[GIVEN INSTRUCTION] In your copy, leave out the pictures; write out all the data exactly.

Rows from a dataset of pages and code
**********

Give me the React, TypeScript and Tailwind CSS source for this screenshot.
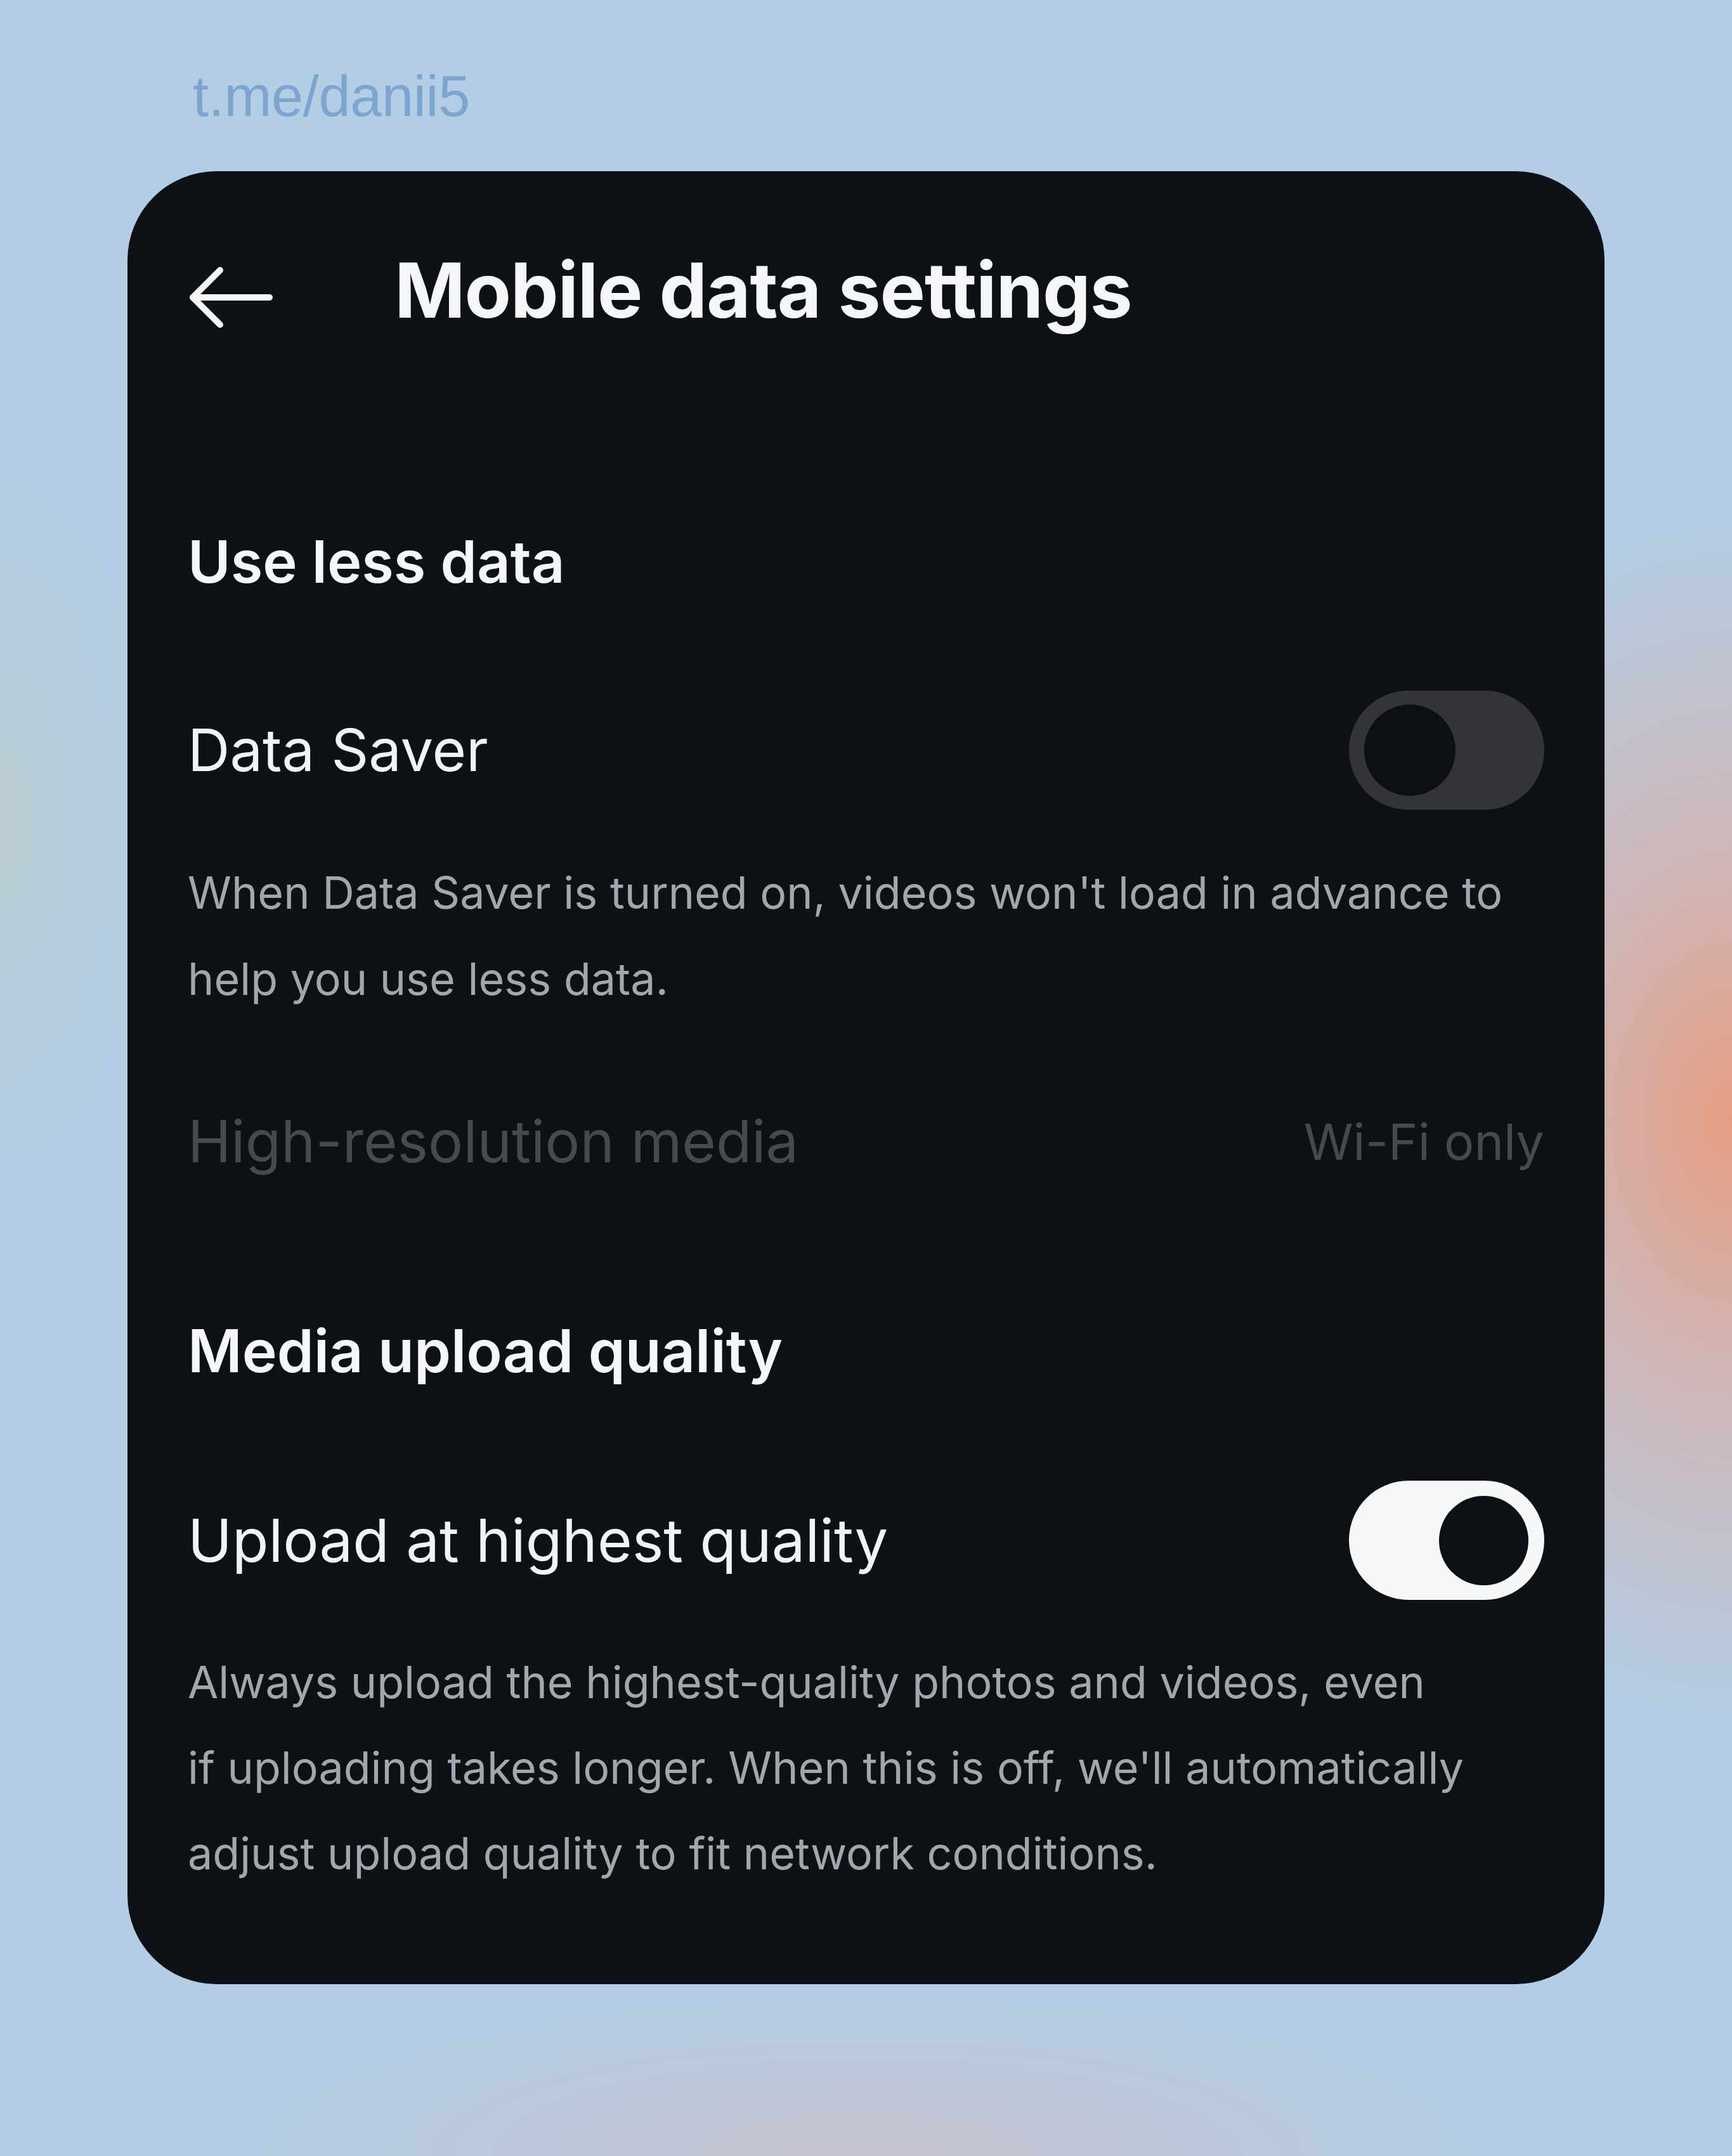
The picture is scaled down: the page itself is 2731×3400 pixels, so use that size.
import React from "react";

const font = { fontFamily: "Inter, 'Noto Sans', sans-serif" } as const;

function Toggle({ on }: { on: boolean }) {
  return on ? (
    <div className="flex h-[188px] w-[308px] shrink-0 items-center justify-end rounded-full bg-[#f6f7f7] pr-[25px]">
      <div className="h-[141px] w-[141px] rounded-full bg-[#0c0f14]" />
    </div>
  ) : (
    <div className="flex h-[188px] w-[308px] shrink-0 items-center justify-start rounded-full bg-[#333438] pl-[24px]">
      <div className="h-[144px] w-[144px] rounded-full bg-[#0c0f14]" />
    </div>
  );
}

export default function App() {
  return (
    <div
      className="relative flex h-[3400px] w-[2731px] flex-col overflow-hidden pl-[201px] pt-[108px]"
      style={{
        backgroundColor: "#b3cde4",
        backgroundImage:
          "radial-gradient(ellipse 640px 950px at 100% 52%, rgba(233,155,125,0.95) 0%, rgba(224,168,155,0.6) 45%, rgba(179,205,228,0) 100%), radial-gradient(ellipse 1000px 260px at 50% 100%, rgba(214,186,190,0.55) 0%, rgba(179,205,228,0) 100%), radial-gradient(ellipse 240px 560px at 0% 38%, rgba(200,204,180,0.35) 0%, rgba(179,205,228,0) 100%)",
      }}
    >
      <div
        className="ml-[103px] h-[89px] text-[90px] leading-[89px] tracking-[-0.3px] text-[#7ea4d0]"
        style={{ fontFamily: "'Liberation Sans', Arial, sans-serif" }}
      >
        t.me/danii5
      </div>

      <div
        className="mt-[73px] flex h-[2859px] w-[2329px] flex-col rounded-[140px] bg-[#0d1015] pl-[95px] pr-[95px] pt-[108px]"
        style={font}
      >
        {/* Header */}
        <div className="flex h-[160px] items-center">
          <svg
            width="132"
            height="96"
            viewBox="0 0 132 96"
            className="ml-[2px] mt-[22px] shrink-0"
            fill="none"
            stroke="#f5f6f7"
            strokeWidth="10"
            strokeLinecap="round"
            strokeLinejoin="round"
          >
            <path d="M6 48 H127" />
            <path d="M49 5 L6 48 L49 91" />
          </svg>
          <div className="ml-[192px] text-[120px] font-bold leading-[160px] tracking-[-1.2px] text-[#f5f6f7]">
            Mobile data settings
          </div>
        </div>

        {/* Use less data */}
        <div className="mt-[288px] text-[92px] font-semibold leading-[120px] text-[#f5f6f7]">
          Use less data
        </div>

        <div className="mt-[143px] flex h-[188px] items-center justify-between">
          <div className="text-[92px] font-normal leading-[120px] text-[#f2f3f5]">Data Saver</div>
          <Toggle on={false} />
        </div>

        <div className="mt-[63px] text-[70px] leading-[136px] text-[#a3a7ad]">
          <div>When Data Saver is turned on, videos won't load in advance to</div>
          <div>help you use less data.</div>
        </div>

        <div className="mt-[128px] flex h-[120px] items-center justify-between">
          <div className="text-[92px] leading-[120px] text-[#46494e]">High-resolution media</div>
          <div className="text-[79px] leading-[120px] text-[#46494e]">Wi-Fi only</div>
        </div>

        {/* Media upload quality */}
        <div className="mt-[210px] text-[93px] font-semibold leading-[120px] text-[#f5f6f7]">
          Media upload quality
        </div>

        <div className="mt-[145px] flex h-[188px] items-center justify-between">
          <div className="text-[94px] font-normal leading-[120px] text-[#f2f3f5]">Upload at highest quality</div>
          <Toggle on={true} />
        </div>

        <div className="mt-[62px] text-[70px] leading-[135px] text-[#a3a7ad]">
          <div>Always upload the highest-quality photos and videos, even</div>
          <div>if uploading takes longer. When this is off, we'll automatically</div>
          <div>adjust upload quality to fit network conditions.</div>
        </div>
      </div>
    </div>
  );
}
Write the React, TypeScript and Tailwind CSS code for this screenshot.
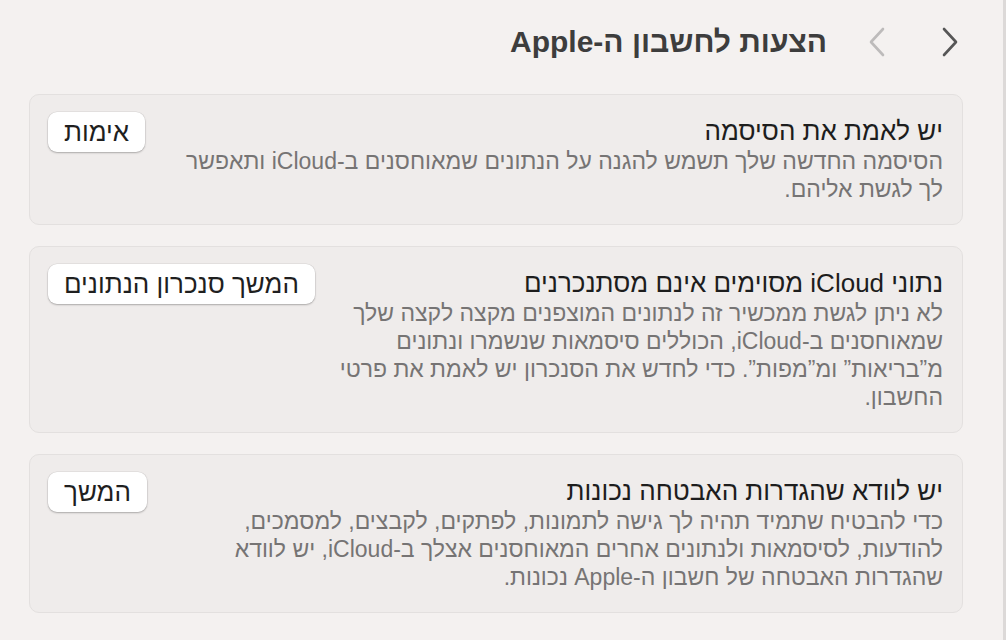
import React from 'react';

type Suggestion = {
  title: string;
  body: string;
  action: string;
};

const suggestions: Suggestion[] = [
  {
    title: 'יש לאמת את הסיסמה',
    body: 'הסיסמה החדשה שלך תשמש להגנה על הנתונים שמאוחסנים ב-iCloud ותאפשר לך לגשת אליהם.',
    action: 'אימות',
  },
  {
    title: 'נתוני iCloud מסוימים אינם מסתנכרנים',
    body: 'לא ניתן לגשת ממכשיר זה לנתונים המוצפנים מקצה לקצה שלך שמאוחסנים ב-iCloud, הכוללים סיסמאות שנשמרו ונתונים מ”בריאות” ומ”מפות”. כדי לחדש את הסנכרון יש לאמת את פרטי החשבון.',
    action: 'המשך סנכרון הנתונים',
  },
  {
    title: 'יש לוודא שהגדרות האבטחה נכונות',
    body: 'כדי להבטיח שתמיד תהיה לך גישה לתמונות, לפתקים, לקבצים, למסמכים, להודעות, לסיסמאות ולנתונים אחרים המאוחסנים אצלך ב-iCloud, יש לוודא שהגדרות האבטחה של חשבון ה-Apple נכונות.',
    action: 'המשך',
  },
];

const Chevron: React.FC<{ dir: 'left' | 'right'; className: string }> = ({ dir, className }) => (
  <svg width="18" height="30" viewBox="0 0 18 30" fill="none" className={className}>
    <path
      d={dir === 'right' ? 'M3 2 L15 15 L3 28' : 'M15 2 L3 15 L15 28'}
      stroke="currentColor"
      strokeWidth="2.6"
      strokeLinecap="round"
      strokeLinejoin="round"
    />
  </svg>
);

const SuggestionCard: React.FC<{ item: Suggestion }> = ({ item }) => (
  <div className="flex items-start gap-3 rounded-[10px] border border-[#e3e0df] bg-[#efeceb] pr-[19px] pl-[18px] pt-[17px] pb-[21px]">
    <div className="flex-1 pt-[3px]">
      <h3 className="text-[26px] leading-[32px] text-[#1d1d1d]">{item.title}</h3>
      <p className="text-[23px] leading-[28px] text-[#767474]">{item.body}</p>
    </div>
    <button className="shrink-0 h-[40px] px-[16px] rounded-[9px] bg-white text-[26px] leading-none text-[#1f1f1f] shadow-[0_1px_2px_rgba(0,0,0,0.25),0_0_0_0.5px_rgba(0,0,0,0.08)]">
      {item.action}
    </button>
  </div>
);

export default function App() {
  return (
    <div
      dir="rtl"
      className="w-[1006px] h-[640px] overflow-hidden bg-[#f4f1f0] border-r-[3px] border-[#dcd9d8] font-['Liberation_Sans',sans-serif]"
    >
      <div className="pr-[40px] pl-[29px]">
        <header className="flex items-center h-[82px] pt-[1px] pr-[4px]">
          <Chevron dir="right" className="text-[#565656]" />
          <Chevron dir="left" className="mr-[55px] text-[#bdbbbb]" />
          <h1 className="mr-[41px] text-[30px] font-bold text-[#3d3d3d]">הצעות לחשבון ה-Apple</h1>
        </header>

        <div className="flex flex-col gap-[21px] mt-[12px]">
          {suggestions.map((s, i) => (
            <SuggestionCard key={i} item={s} />
          ))}
        </div>
      </div>
    </div>
  );
}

**********

[CORRECT OUTPUT]
Give me the React, TypeScript and Tailwind CSS source for this screenshot.
The picture is scaled down: the page itself is 2731×3400 pixels, so use that size.
import React from "react";

const font = { fontFamily: "Inter, 'Noto Sans', sans-serif" } as const;

function Toggle({ on }: { on: boolean }) {
  return on ? (
    <div className="flex h-[188px] w-[308px] shrink-0 items-center justify-end rounded-full bg-[#f6f7f7] pr-[25px]">
      <div className="h-[141px] w-[141px] rounded-full bg-[#0c0f14]" />
    </div>
  ) : (
    <div className="flex h-[188px] w-[308px] shrink-0 items-center justify-start rounded-full bg-[#333438] pl-[24px]">
      <div className="h-[144px] w-[144px] rounded-full bg-[#0c0f14]" />
    </div>
  );
}

export default function App() {
  return (
    <div
      className="relative flex h-[3400px] w-[2731px] flex-col overflow-hidden pl-[201px] pt-[108px]"
      style={{
        backgroundColor: "#b3cde4",
        backgroundImage:
          "radial-gradient(ellipse 640px 950px at 100% 52%, rgba(233,155,125,0.95) 0%, rgba(224,168,155,0.6) 45%, rgba(179,205,228,0) 100%), radial-gradient(ellipse 1000px 260px at 50% 100%, rgba(214,186,190,0.55) 0%, rgba(179,205,228,0) 100%), radial-gradient(ellipse 240px 560px at 0% 38%, rgba(200,204,180,0.35) 0%, rgba(179,205,228,0) 100%)",
      }}
    >
      <div
        className="ml-[103px] h-[89px] text-[90px] leading-[89px] tracking-[-0.3px] text-[#7ea4d0]"
        style={{ fontFamily: "'Liberation Sans', Arial, sans-serif" }}
      >
        t.me/danii5
      </div>

      <div
        className="mt-[73px] flex h-[2859px] w-[2329px] flex-col rounded-[140px] bg-[#0d1015] pl-[95px] pr-[95px] pt-[108px]"
        style={font}
      >
        {/* Header */}
        <div className="flex h-[160px] items-center">
          <svg
            width="132"
            height="96"
            viewBox="0 0 132 96"
            className="ml-[2px] mt-[22px] shrink-0"
            fill="none"
            stroke="#f5f6f7"
            strokeWidth="10"
            strokeLinecap="round"
            strokeLinejoin="round"
          >
            <path d="M6 48 H127" />
            <path d="M49 5 L6 48 L49 91" />
          </svg>
          <div className="ml-[192px] text-[120px] font-bold leading-[160px] tracking-[-1.2px] text-[#f5f6f7]">
            Mobile data settings
          </div>
        </div>

        {/* Use less data */}
        <div className="mt-[288px] text-[92px] font-semibold leading-[120px] text-[#f5f6f7]">
          Use less data
        </div>

        <div className="mt-[143px] flex h-[188px] items-center justify-between">
          <div className="text-[92px] font-normal leading-[120px] text-[#f2f3f5]">Data Saver</div>
          <Toggle on={false} />
        </div>

        <div className="mt-[63px] text-[70px] leading-[136px] text-[#a3a7ad]">
          <div>When Data Saver is turned on, videos won't load in advance to</div>
          <div>help you use less data.</div>
        </div>

        <div className="mt-[128px] flex h-[120px] items-center justify-between">
          <div className="text-[92px] leading-[120px] text-[#46494e]">High-resolution media</div>
          <div className="text-[79px] leading-[120px] text-[#46494e]">Wi-Fi only</div>
        </div>

        {/* Media upload quality */}
        <div className="mt-[210px] text-[93px] font-semibold leading-[120px] text-[#f5f6f7]">
          Media upload quality
        </div>

        <div className="mt-[145px] flex h-[188px] items-center justify-between">
          <div className="text-[94px] font-normal leading-[120px] text-[#f2f3f5]">Upload at highest quality</div>
          <Toggle on={true} />
        </div>

        <div className="mt-[62px] text-[70px] leading-[135px] text-[#a3a7ad]">
          <div>Always upload the highest-quality photos and videos, even</div>
          <div>if uploading takes longer. When this is off, we'll automatically</div>
          <div>adjust upload quality to fit network conditions.</div>
        </div>
      </div>
    </div>
  );
}
Write the React, TypeScript and Tailwind CSS code for this screenshot.
import React from 'react';

type Suggestion = {
  title: string;
  body: string;
  action: string;
};

const suggestions: Suggestion[] = [
  {
    title: 'יש לאמת את הסיסמה',
    body: 'הסיסמה החדשה שלך תשמש להגנה על הנתונים שמאוחסנים ב-iCloud ותאפשר לך לגשת אליהם.',
    action: 'אימות',
  },
  {
    title: 'נתוני iCloud מסוימים אינם מסתנכרנים',
    body: 'לא ניתן לגשת ממכשיר זה לנתונים המוצפנים מקצה לקצה שלך שמאוחסנים ב-iCloud, הכוללים סיסמאות שנשמרו ונתונים מ”בריאות” ומ”מפות”. כדי לחדש את הסנכרון יש לאמת את פרטי החשבון.',
    action: 'המשך סנכרון הנתונים',
  },
  {
    title: 'יש לוודא שהגדרות האבטחה נכונות',
    body: 'כדי להבטיח שתמיד תהיה לך גישה לתמונות, לפתקים, לקבצים, למסמכים, להודעות, לסיסמאות ולנתונים אחרים המאוחסנים אצלך ב-iCloud, יש לוודא שהגדרות האבטחה של חשבון ה-Apple נכונות.',
    action: 'המשך',
  },
];

const Chevron: React.FC<{ dir: 'left' | 'right'; className: string }> = ({ dir, className }) => (
  <svg width="18" height="30" viewBox="0 0 18 30" fill="none" className={className}>
    <path
      d={dir === 'right' ? 'M3 2 L15 15 L3 28' : 'M15 2 L3 15 L15 28'}
      stroke="currentColor"
      strokeWidth="2.6"
      strokeLinecap="round"
      strokeLinejoin="round"
    />
  </svg>
);

const SuggestionCard: React.FC<{ item: Suggestion }> = ({ item }) => (
  <div className="flex items-start gap-3 rounded-[10px] border border-[#e3e0df] bg-[#efeceb] pr-[19px] pl-[18px] pt-[17px] pb-[21px]">
    <div className="flex-1 pt-[3px]">
      <h3 className="text-[26px] leading-[32px] text-[#1d1d1d]">{item.title}</h3>
      <p className="text-[23px] leading-[28px] text-[#767474]">{item.body}</p>
    </div>
    <button className="shrink-0 h-[40px] px-[16px] rounded-[9px] bg-white text-[26px] leading-none text-[#1f1f1f] shadow-[0_1px_2px_rgba(0,0,0,0.25),0_0_0_0.5px_rgba(0,0,0,0.08)]">
      {item.action}
    </button>
  </div>
);

export default function App() {
  return (
    <div
      dir="rtl"
      className="w-[1006px] h-[640px] overflow-hidden bg-[#f4f1f0] border-r-[3px] border-[#dcd9d8] font-['Liberation_Sans',sans-serif]"
    >
      <div className="pr-[40px] pl-[29px]">
        <header className="flex items-center h-[82px] pt-[1px] pr-[4px]">
          <Chevron dir="right" className="text-[#565656]" />
          <Chevron dir="left" className="mr-[55px] text-[#bdbbbb]" />
          <h1 className="mr-[41px] text-[30px] font-bold text-[#3d3d3d]">הצעות לחשבון ה-Apple</h1>
        </header>

        <div className="flex flex-col gap-[21px] mt-[12px]">
          {suggestions.map((s, i) => (
            <SuggestionCard key={i} item={s} />
          ))}
        </div>
      </div>
    </div>
  );
}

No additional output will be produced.